#### [Data section]

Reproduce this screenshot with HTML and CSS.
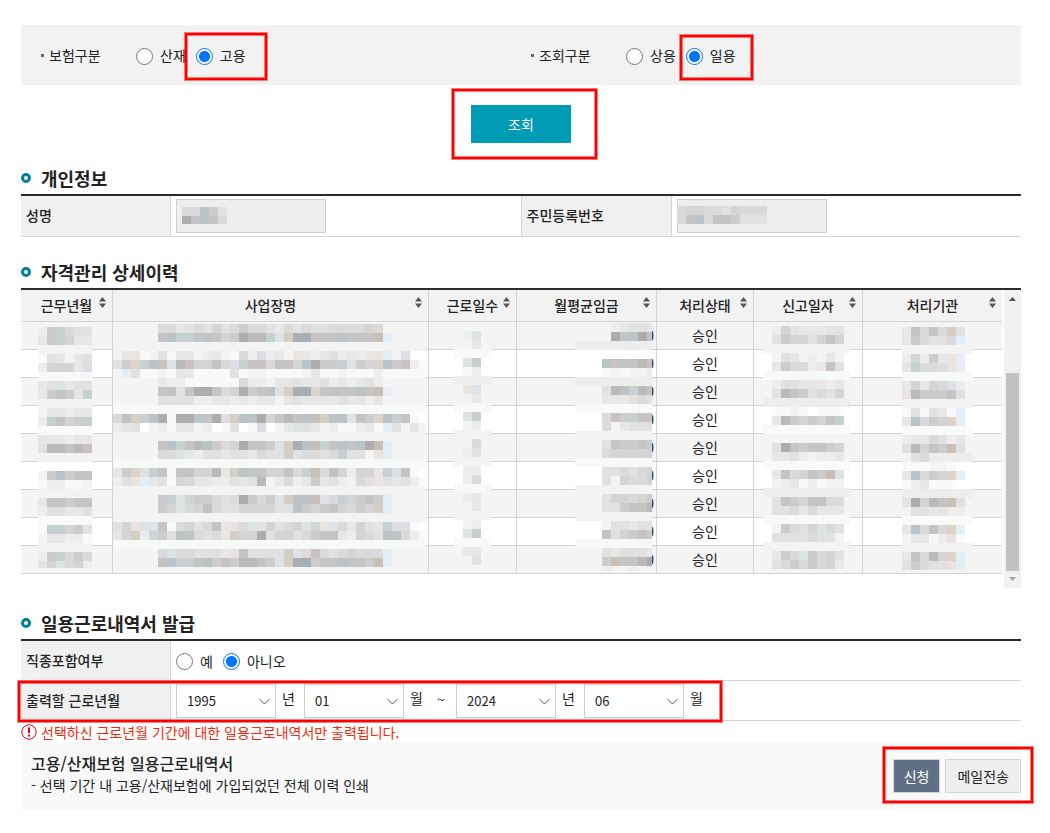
FILE: index.html
```html
<!DOCTYPE html>
<html lang="ko">
<head>
<meta charset="utf-8">
<meta name="viewport" content="width=device-width, initial-scale=1">
<title>일용근로내역서 발급</title>
<link rel="stylesheet" href="styles.css">
</head>
<body>
<main class="page">
  <form class="search">
    <div class="search-bar">
      <div class="search-item" role="radiogroup" aria-labelledby="ins-label">
        <span class="search-label" id="ins-label">보험구분</span>
        <label class="choice"><input class="radio" type="radio" name="insurance">산재</label>
        <label class="choice"><input class="radio" type="radio" name="insurance" checked>고용</label>
        <span class="frame frame-insurance"></span>
      </div>
      <div class="search-item" role="radiogroup" aria-labelledby="type-label">
        <span class="search-label" id="type-label">조회구분</span>
        <label class="choice"><input class="radio" type="radio" name="kind">상용</label>
        <label class="choice"><input class="radio" type="radio" name="kind" checked>일용</label>
        <span class="frame frame-kind"></span>
      </div>
    </div>
    <div class="search-action">
      <button class="btn-search" type="button">조회</button>
      <span class="frame frame-search"></span>
    </div>
  </form>

  <section>
    <h2 class="title">개인정보</h2>
    <table class="form-table person-table">
      <colgroup><col class="w-label"><col><col class="w-split"><col></colgroup>
      <tr>
        <th scope="row"><label for="name">성명</label></th>
        <td><div class="field"><input class="text" id="name" type="text" disabled><svg class="mosaic m-name" data-mosaic="name"></svg></div></td>
        <th scope="row" class="split"><label for="rrn">주민등록번호</label></th>
        <td><div class="field"><input class="text" id="rrn" type="text" disabled><svg class="mosaic m-rrn" data-mosaic="rrn"></svg></div></td>
      </tr>
    </table>
  </section>

  <section>
    <h2 class="title">자격관리 상세이력</h2>
    <div class="grid-box">
      <div class="grid-main">
        <table class="grid-table">
          <colgroup><col class="c-month"><col><col class="c-days"><col class="c-wage"><col class="c-status"><col class="c-date"><col class="c-office"></colgroup>
          <thead>
            <tr>
              <th scope="col">근무년월<button class="sort" type="button" aria-label="정렬"><svg viewBox="0 0 7 11"><path d="M0 4.5 3.5 0 7 4.5zM0 6.5h7L3.5 11z"/></svg></button></th>
              <th scope="col">사업장명<button class="sort" type="button" aria-label="정렬"><svg viewBox="0 0 7 11"><path d="M0 4.5 3.5 0 7 4.5zM0 6.5h7L3.5 11z"/></svg></button></th>
              <th scope="col">근로일수<button class="sort" type="button" aria-label="정렬"><svg viewBox="0 0 7 11"><path d="M0 4.5 3.5 0 7 4.5zM0 6.5h7L3.5 11z"/></svg></button></th>
              <th scope="col">월평균임금<button class="sort" type="button" aria-label="정렬"><svg viewBox="0 0 7 11"><path d="M0 4.5 3.5 0 7 4.5zM0 6.5h7L3.5 11z"/></svg></button></th>
              <th scope="col">처리상태<button class="sort" type="button" aria-label="정렬"><svg viewBox="0 0 7 11"><path d="M0 4.5 3.5 0 7 4.5zM0 6.5h7L3.5 11z"/></svg></button></th>
              <th scope="col">신고일자<button class="sort" type="button" aria-label="정렬"><svg viewBox="0 0 7 11"><path d="M0 4.5 3.5 0 7 4.5zM0 6.5h7L3.5 11z"/></svg></button></th>
              <th scope="col">처리기관<button class="sort" type="button" aria-label="정렬"><svg viewBox="0 0 7 11"><path d="M0 4.5 3.5 0 7 4.5zM0 6.5h7L3.5 11z"/></svg></button></th>
            </tr>
          </thead>
          <tbody>
            <tr>
              <td><svg class="mosaic m-month" data-mosaic="month"></svg></td>
              <td><svg class="mosaic m-place" data-mosaic="place"></svg></td>
              <td><svg class="mosaic m-days" data-mosaic="days"></svg></td>
              <td class="num">0<svg class="mosaic m-wage" data-mosaic="wage"></svg></td>
              <td>승인</td>
              <td><svg class="mosaic m-date" data-mosaic="date"></svg></td>
              <td><svg class="mosaic m-office" data-mosaic="office"></svg></td>
            </tr>
            <tr><td></td><td></td><td></td><td class="num">0</td><td>승인</td><td></td><td></td></tr>
            <tr><td></td><td></td><td></td><td class="num">0</td><td>승인</td><td></td><td></td></tr>
            <tr><td></td><td></td><td></td><td class="num">0</td><td>승인</td><td></td><td></td></tr>
            <tr><td></td><td></td><td></td><td class="num">0</td><td>승인</td><td></td><td></td></tr>
            <tr><td></td><td></td><td></td><td class="num">0</td><td>승인</td><td></td><td></td></tr>
            <tr><td></td><td></td><td></td><td class="num">0</td><td>승인</td><td></td><td></td></tr>
            <tr><td></td><td></td><td></td><td class="num">0</td><td>승인</td><td></td><td></td></tr>
            <tr><td></td><td></td><td></td><td class="num">0</td><td>승인</td><td></td><td></td></tr>
          </tbody>
        </table>
      </div>
      <div class="scrollbar" aria-hidden="true">
        <svg class="scroll-arrow up" viewBox="0 0 7 4"><path d="M0 4 3.5 0 7 4z"/></svg>
        <div class="scroll-track"><div class="scroll-thumb"></div></div>
        <svg class="scroll-arrow down" viewBox="0 0 7 4"><path d="M0 0h7L3.5 4z"/></svg>
      </div>
    </div>
  </section>

  <section>
    <h2 class="title">일용근로내역서 발급</h2>
    <div class="issue">
      <table class="form-table">
        <colgroup><col class="w-label"><col></colgroup>
        <tr>
          <th scope="row">직종포함여부</th>
          <td>
            <div class="choices">
              <label class="choice"><input class="radio" type="radio" name="job">예</label>
              <label class="choice"><input class="radio" type="radio" name="job" checked>아니오</label>
            </div>
          </td>
        </tr>
        <tr>
          <th scope="row">출력할 근로년월</th>
          <td>
            <div class="period">
              <span class="select"><select id="y1" aria-label="시작 년"><option>1995</option></select><svg viewBox="0 0 11 7"><path d="M.5 1 5.500 6 10.500 1"/></svg></span>
              <label class="unit" for="y1">년</label>
              <span class="select"><select id="m1" aria-label="시작 월"><option>01</option></select><svg viewBox="0 0 11 7"><path d="M.5 1 5.500 6 10.500 1"/></svg></span>
              <label class="unit" for="m1">월</label>
              <span class="tilde">~</span>
              <span class="select"><select id="y2" aria-label="종료 년"><option>2024</option></select><svg viewBox="0 0 11 7"><path d="M.5 1 5.500 6 10.500 1"/></svg></span>
              <label class="unit" for="y2">년</label>
              <span class="select"><select id="m2" aria-label="종료 월"><option>06</option></select><svg viewBox="0 0 11 7"><path d="M.5 1 5.500 6 10.500 1"/></svg></span>
              <label class="unit" for="m2">월</label>
            </div>
          </td>
        </tr>
      </table>
      <span class="frame frame-period"></span>
    </div>
    <p class="notice">
      <svg viewBox="0 0 16 16"><circle cx="8" cy="8" r="7.2"/><path d="M8 3.500v5.500M8 10.500v2"/></svg>
      선택하신 근로년월 기간에 대한 일용근로내역서만 출력됩니다.
    </p>
    <div class="panel">
      <div class="panel-text">
        <h3>고용/산재보험 일용근로내역서</h3>
        <p>- 선택 기간 내 고용/산재보험에 가입되었던 전체 이력 인쇄</p>
      </div>
      <div class="panel-actions">
        <button class="btn btn-apply" type="button">신청</button>
        <button class="btn" type="button">메일전송</button>
        <span class="frame frame-actions"></span>
      </div>
    </div>
  </section>
</main>
<script src="mosaic.js"></script>
</body>
</html>
```
FILE: styles.css
```css
*, *::before { box-sizing: border-box; }

body {
  margin: 0;
  background: #fff;
  color: #222;
  font: 14px/20px "Noto Sans CJK KR", "Noto Sans", sans-serif;
}

button, input, select { font: inherit; color: inherit; }
h2, h3, p { margin: 0; }

.page { padding: 25px 29px 23px 21px; }

/* Highlight frames laid over the controls */
.frame {
  position: absolute;
  z-index: 3;
  border: 2px solid #f00;
  box-shadow: 0 0 0 1px rgba(255, 0, 0, .5), inset 0 0 0 1px rgba(255, 0, 0, .5);
  pointer-events: none;
}
.frame-insurance { left: 164px; top: 8px; width: 82px; height: 47px; }
.frame-kind { left: 169px; top: 10px; width: 73px; height: 45px; }
.frame-search { inset: -16px -26px -16px -19px; }
.frame-period { left: -3px; bottom: -1px; width: 704px; height: 41px; }
.frame-actions { inset: -12px -12px -10px -10px; }

/* Search */
.search { display: flex; flex-direction: column; align-items: center; gap: 20px; }
.search-bar {
  display: grid;
  grid-template-columns: 49% 51%;
  width: 100%;
  background: #f2f2f2;
}
.search-item {
  position: relative;
  display: flex;
  align-items: center;
  gap: 10px;
  height: 60px;
  padding-left: 20px;
}
.search-label { display: flex; align-items: center; gap: 5px; width: 85px; }
.search-label::before { content: ""; width: 3px; height: 3px; background: #666; }
.search-action { position: relative; }
.btn-search {
  display: block;
  width: 100px;
  height: 38px;
  padding: 0;
  border: 0;
  background: #009bb4;
  color: #fff;
}

.choice { display: flex; align-items: center; gap: 7px; }
.radio {
  appearance: none;
  width: 17px;
  height: 17px;
  margin: 2px 0 0;
  border: 1px solid #767676;
  border-radius: 50%;
  background: #fff;
}
.radio:checked {
  border-color: #0075ff;
  background: radial-gradient(circle, #0075ff 5px, #fff 6px);
}

/* Section titles */
.title {
  display: flex;
  align-items: center;
  gap: 10px;
  padding: 21px 0 2px;
  border-bottom: 2px solid #2b2b2b;
  font-size: 18px;
  line-height: 28px;
  font-weight: 700;
}
.title::before {
  content: "";
  width: 10px;
  height: 10px;
  border: 3px solid #007f9b;
  border-radius: 50%;
}

/* Form tables */
.form-table { width: 100%; table-layout: fixed; border-spacing: 0; }
.form-table th, .form-table td { height: 40px; padding: 0 5px; border-bottom: 1px solid #d5d5d5; }
.person-table th, .person-table td { height: 41px; }
.form-table th {
  padding-bottom: 2px;
  background: #f0f0f0;
  border-right: 1px solid #d5d5d5;
  font-weight: 500;
  text-align: left;
}
.form-table .split { border-left: 1px solid #d5d5d5; }
.w-label { width: 150px; }
.w-split { width: 151px; }
.field { position: relative; width: 150px; }
.text {
  display: block;
  width: 100%;
  height: 34px;
  border: 1px solid #d0d0d0;
  background: #eee;
}

/* Record grid */
.grid-box { display: flex; gap: 2px; }
.grid-main { flex: 1; padding-bottom: 14px; }
.grid-table { width: 100%; table-layout: fixed; border-spacing: 0; }
.grid-table th, .grid-table td {
  position: relative;
  padding: 0 0 2px;
  border-right: 1px solid #d2d2d7;
  border-bottom: 1px solid #d2d2d7;
  text-align: center;
}
.grid-table th:last-child, .grid-table td:last-child { border-right: 0; }
.grid-table th { height: 32px; background: #f2f2f2; font-weight: 500; }
.grid-table td { height: 28px; }
.grid-table tbody tr:nth-child(odd) { background: #f4f4f4; }
.grid-table .num { padding-right: 2px; text-align: right; }
.grid-table tbody tr:first-child td { z-index: 1; }
.c-month { width: 92px; }
.c-days { width: 88px; }
.c-wage { width: 140px; }
.c-status { width: 97px; }
.c-date { width: 109px; }
.c-office { width: 139px; }
.sort {
  position: absolute;
  right: 6px;
  top: 7px;
  width: 7px;
  height: 11px;
  padding: 0;
  border: 0;
  background: none;
}
.sort svg { display: block; width: 7px; height: 11px; fill: #555; }

.scrollbar {
  display: flex;
  flex-direction: column;
  align-items: center;
  width: 17px;
  padding: 7px 0;
  background: #f1f1f1;
}
.scroll-track { flex: 1; display: flex; align-items: flex-end; padding: 6px 0; }
.scroll-thumb { width: 13px; height: 75%; background: #c1c1c1; }
.scroll-arrow { width: 7px; height: 4px; fill: #505050; }
.scroll-arrow.down { fill: #a3a3a3; }

/* Masked values */
.mosaic { position: absolute; overflow: hidden; }
.m-name { left: 6px; top: 8px; width: 45px; height: 17px; }
.m-rrn { left: 0; top: 7px; width: 90px; height: 18px; }
.m-month { left: 17px; top: 5px; width: 55px; height: 241px; }
.m-place { left: 0; top: 2px; width: 313px; height: 243px; }
.m-days { left: 25px; top: 9px; width: 37px; height: 234px; }
.m-wage { left: 58px; top: 1px; width: 77px; height: 248px; }
.m-date { left: 9px; top: 4px; width: 87px; height: 243px; }
.m-office { left: 39px; top: 5px; width: 71px; height: 243px; }

/* Issue form */
.issue { position: relative; }
.choices { display: flex; gap: 10px; }
.period { display: flex; align-items: center; }
.select { position: relative; width: 100px; }
.select select {
  appearance: none;
  display: block;
  width: 100%;
  height: 34px;
  padding: 0 24px 0 10px;
  border: 1px solid #ccd0d6;
  border-radius: 0;
  background: #fff;
  font-size: 13px;
}
.select svg {
  position: absolute;
  right: 6px;
  top: 14px;
  width: 11px;
  height: 7px;
  fill: none;
  stroke: #555;
  pointer-events: none;
}
.unit { width: 28px; padding: 0 0 6px 6px; }
.tilde { width: 24px; padding: 0 0 4px 5px; }

.notice { display: flex; align-items: center; gap: 4px; height: 21px; color: #f22b0c; }
.notice svg { width: 16px; height: 16px; margin-top: 1px; fill: none; stroke: #e60012; stroke-width: 2px; }
.notice circle { stroke-width: 1px; }

.panel {
  display: flex;
  align-items: center;
  justify-content: space-between;
  padding-left: 10px;
  background: #f9f9f9;
}
.panel-text { padding: 9px 0 15px; }
.panel h3 { font-size: 16px; line-height: 24px; font-weight: 500; }
.panel-actions { position: relative; display: flex; gap: 5px; }
.btn {
  height: 34px;
  padding: 0 11px;
  border: 1px solid #d3d6d9;
  background: #eee;
}
.btn-apply { padding: 0 10px; background: #5f7085; color: #fff; }
```
FILE: mosaic.js
```js
// Masks hidden values with a coarse 9px mosaic; each character is one block.
const CELL = 9;
const TONES = {
  0: '#ffffff', 1: '#f9f9f9', 2: '#f3f3f3', 3: '#ededed', 4: '#e7e7e7',
  5: '#e1e1e1', 6: '#dadada', 7: '#d4d4d4', 8: '#cccccc', 9: '#c4c4c4',
  a: '#bababa', b: '#aeacac', c: '#f6f9f8', d: '#e6edf4', e: '#ddd3c8',
  f: '#c8cfd1', g: '#bcc3c6', h: '#c8c2c2', i: '#a9aeb4', j: '#d5cec2',
  k: '#dde2e4', l: '#e9e4e1', m: '#dddde3', n: '#c8c0b6'
};

// "=x" fills a whole row with tone x.
const MOSAICS = {
  name: ['66g85', 'b9g96'],
  rrn: ['6776657666', '69g6998555'],
  month: ['38f655', '48f744', '=2', '15424k', '37774m', '=c', '45k455', '4898lf', '=2',
    '244344', '3f978f', '=1', 'l44344', '5aa9ah', '=2', '=0', '28g899', '133112',
    '=2', '499899', '355445', '=1', '1ff785', '244331', '=2', '38f686', '57k673'],
  place: [
    '.....664565756866546k6k5666676',
    '.....9gff9g978baafkjiih99g999nd',
    '=2',
    '24l125c442342163m342l43453434ld2m00',
    '58efghkah7796mf9h69h7gb88f587eg8h31',
    '2d511214411115122111124112c113c1111',
    '.....43311111163324l5445343453',
    '.....9gk9bi967b89gkjiie9g9hg9nd',
    '.....55553344343442l5444454l3l',
    '=1',
    '6gjfgbcbbg9bmjggb79a9gnjggk98egfh10',
    '3l5023c442301501m024k54231c341d52l2',
    '=2',
    '.....9gf9ag867b998kjignf9g9gbnd',
    '.....66k4355455465kj56656f552ld',
    '=c',
    'l8ekfhc9h77a4jg9h77h6fn6g7d77lfmh10',
    '35ld451764433545a246348453265lk4531',
    '=2',
    '.....8fk78f656b868kjggnk6f7898d',
    '.....87k67g655777755g87897687jd',
    '=2',
    '57lkkhc675694l6k57567k7lk6475lfmm10',
    'l7jd785g96564j77b5775689943765gg631',
    '=c',
    '.....6k665554l95555jk6h6k67666d',
    '.....9gff9g8h8aa98kjii899g998nd'
  ],
  days: ['.3k', '.24', '=1', '.k8', '.13', '=3', '.lk', '.24', '=c', '.k8', '.23', '=2', '.26',
    '.35', '=2', '.33', '.36', '=c', '.34', '.24', '=2', '.23', '.k8', '=1', '.44', '.25'],
  wage: ['....34554', '....b9gbh', '=3', '=0', '...gh99ah', '...121223', '=3', '222kagfah',
    '222444565', '=1', '0006h8f9h', '000624555', '=2', '222598898', '222677777', '=c',
    '000556k67', '000527667', '=2', '222577678', '22255899a', '=2', '000255455',
    '000957898', '=c', '222545554', '2228n99ab', '...322322'],
  date: ['.375444lk', '.58775797', '=2', '.25423242', '.486634hk', '=c', '.35544434', '.5a985657',
    '=3', '.11210111', '.4a8787hf', '=1', '', '.5b989987', '.44532334', '=1', '.496798nk',
    '.23413122', '=3', '.59879966', '.55646444', '=c', '.28657k65', '.55556552', '=2',
    '.486k8675', '.56868674'],
  office: ['49696jk', '486556d', '=2', '37384ld', 'lf66mld', '=c', '474765d', 'la888hk', '=2',
    '151541d', '4g687ed', '=1', '3446534', '5a798nk', '25633333', '1112210', '4g687ed',
    '1341110', '=3', 'lb7ahnk', '2554l33', '=1', '4g696ed', '24413l1', '=2', '496a7ed', '58655ld']
};

function addRect(svg, x, y, width, tone) {
  const rect = document.createElementNS('http://www.w3.org/2000/svg', 'rect');
  rect.setAttribute('x', x);
  rect.setAttribute('y', y);
  rect.setAttribute('width', width);
  rect.setAttribute('height', CELL);
  rect.setAttribute('fill', TONES[tone]);
  svg.appendChild(rect);
}

document.querySelectorAll('[data-mosaic]').forEach((svg) => {
  MOSAICS[svg.dataset.mosaic].forEach((row, r) => {
    if (row[0] === '=') {
      addRect(svg, 0, r * CELL, '100%', row[1]);
      return;
    }
    [...row].forEach((tone, c) => {
      if (tone !== '.') addRect(svg, c * CELL, r * CELL, CELL, tone);
    });
  });
});
```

#### [Written problem]
List each line in the listing that contains the string "with".

#### [Reply]
Reproduce this screenshot with HTML and CSS.
// Masks hidden values with a coarse 9px mosaic; each character is one block.
// "=x" fills a whole row with tone x.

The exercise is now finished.